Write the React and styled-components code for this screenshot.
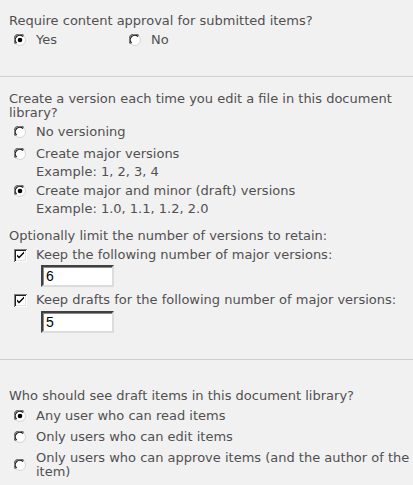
import React from "react";
import styled, { createGlobalStyle } from "styled-components";

const GlobalStyle = createGlobalStyle`
  html, body {
    margin: 0;
    padding: 0;
    background: #f2f1f2;
  }
  body {
    font-family: "DejaVu Sans", Verdana, sans-serif;
    font-size: 13px;
    line-height: 14px;
    color: #505050;
  }
`;

const Page = styled.div`
  width: 413px;
  min-height: 485px;
  background: #f2f1f2;
`;

const Section = styled.div`
  padding: ${({ $top }) => $top}px ${({ $right }) => $right ?? 4}px
    ${({ $bottom }) => $bottom}px 9px;
`;

const Divider = styled.div`
  height: 1px;
  background: #d0cfd0;
`;

const Question = styled.div`
  margin-top: ${({ $mt }) => $mt || 0}px;
`;

const OptionList = styled.div`
  display: flex;
  flex-direction: column;
  gap: ${({ $gap }) => $gap || 0}px;
  padding-left: 5px;
  margin-top: ${({ $mt }) => $mt || 5}px;
`;

const InlineOptions = styled.div`
  display: flex;
  padding-left: 5px;
  margin-top: 5px;
`;

const Option = styled.label`
  display: flex;
  align-items: center;
  width: ${({ $width }) => ($width ? `${$width}px` : "auto")};
  margin-top: ${({ $mt }) => $mt || 0}px;
`;

const Mark = styled.span`
  flex: 0 0 22px;
  display: flex;
  align-items: center;
`;

const Hint = styled.div`
  padding-left: 22px;
  margin-top: 4px;
`;

const NumberBox = styled.div`
  margin: ${({ $mt }) => $mt}px 0 0 27px;
  width: 66px;
  height: 18px;
  background: #fff;
  border-top: 2px solid #404040;
  border-left: 2px solid #404040;
  border-right: 2px solid #dcdcdc;
  border-bottom: 2px solid #dcdcdc;
  box-shadow: inset 1px 1px 0 #8a8a8a;
  font-family: "Liberation Sans", Arial, sans-serif;
  font-size: 14px;
  line-height: 18px;
  color: #000;
  padding-left: 3px;
  box-sizing: content-box;
`;

const Radio = ({ checked }) => (
  <svg width="12" height="12" viewBox="0 0 12 12">
    <circle cx="6" cy="6" r="5.5" fill="#ffffff" stroke="#d6d4d0" strokeWidth="1" />
    <path d="M1.6 9.8 A5.3 5.3 0 0 1 9.8 1.6" fill="none" stroke="#6a6a6a" strokeWidth="1.2" />
    <path d="M2.6 9 A4.3 4.3 0 0 1 9 2.6" fill="none" stroke="#1a1a1a" strokeWidth="1.2" />
    {checked && <circle cx="6" cy="6" r="2.3" fill="#000" />}
  </svg>
);

const Check = () => (
  <svg width="13" height="13" viewBox="0 0 13 13">
    <rect x="0" y="0" width="13" height="13" fill="#7f7f7f" />
    <rect x="1" y="1" width="12" height="12" fill="#ffffff" />
    <rect x="1" y="1" width="11" height="11" fill="#202020" />
    <rect x="2" y="2" width="10" height="10" fill="#e4e2de" />
    <rect x="2" y="2" width="9" height="9" fill="#ffffff" />
    <path d="M3 5.5 L5 7.5 L10 2.5 L10 4.5 L5 9.5 L3 7.5 Z" fill="#000" />
  </svg>
);

const RadioOption = ({ checked, children, width, mt }) => (
  <Option $width={width} $mt={mt}>
    <Mark>
      <Radio checked={checked} />
    </Mark>
    <span>{children}</span>
  </Option>
);

const CheckOption = ({ children, mt }) => (
  <Option $mt={mt}>
    <Mark>
      <Check />
    </Mark>
    <span>{children}</span>
  </Option>
);

export default function App() {
  return (
    <Page>
      <GlobalStyle />
      <Section $top={14} $bottom={29}>
        <Question>Require content approval for submitted items?</Question>
        <InlineOptions>
          <RadioOption checked width={115}>Yes</RadioOption>
          <RadioOption>No</RadioOption>
        </InlineOptions>
      </Section>
      <Divider />
      <Section $top={15} $bottom={26}>
        <Question>
          Create a version each time you edit a file in this document library?
        </Question>
        <OptionList>
          <RadioOption>No versioning</RadioOption>
          <RadioOption mt={8}>Create major versions</RadioOption>
          <Hint>Example: 1, 2, 3, 4</Hint>
          <RadioOption checked mt={5}>
            Create major and minor (draft) versions
          </RadioOption>
          <Hint>Example: 1.0, 1.1, 1.2, 2.0</Hint>
        </OptionList>
        <Question $mt={13}>
          Optionally limit the number of versions to retain:
        </Question>
        <OptionList>
          <CheckOption>Keep the following number of major versions:</CheckOption>
          <NumberBox $mt={3}>6</NumberBox>
          <CheckOption mt={6}>
            Keep drafts for the following number of major versions:
          </CheckOption>
          <NumberBox $mt={4}>5</NumberBox>
        </OptionList>
      </Section>
      <Divider />
      <Section $top={29} $bottom={6} $right={0}>
        <Question>Who should see draft items in this document library?</Question>
        <OptionList $gap={7} $mt={6}>
          <RadioOption checked>Any user who can read items</RadioOption>
          <RadioOption>Only users who can edit items</RadioOption>
          <RadioOption>
            Only users who can approve items (and the author of the item)
          </RadioOption>
        </OptionList>
      </Section>
    </Page>
  );
}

The problem:
Determine how many of the lines above hold the word "styled", and output that number by itself.

Written solution:
12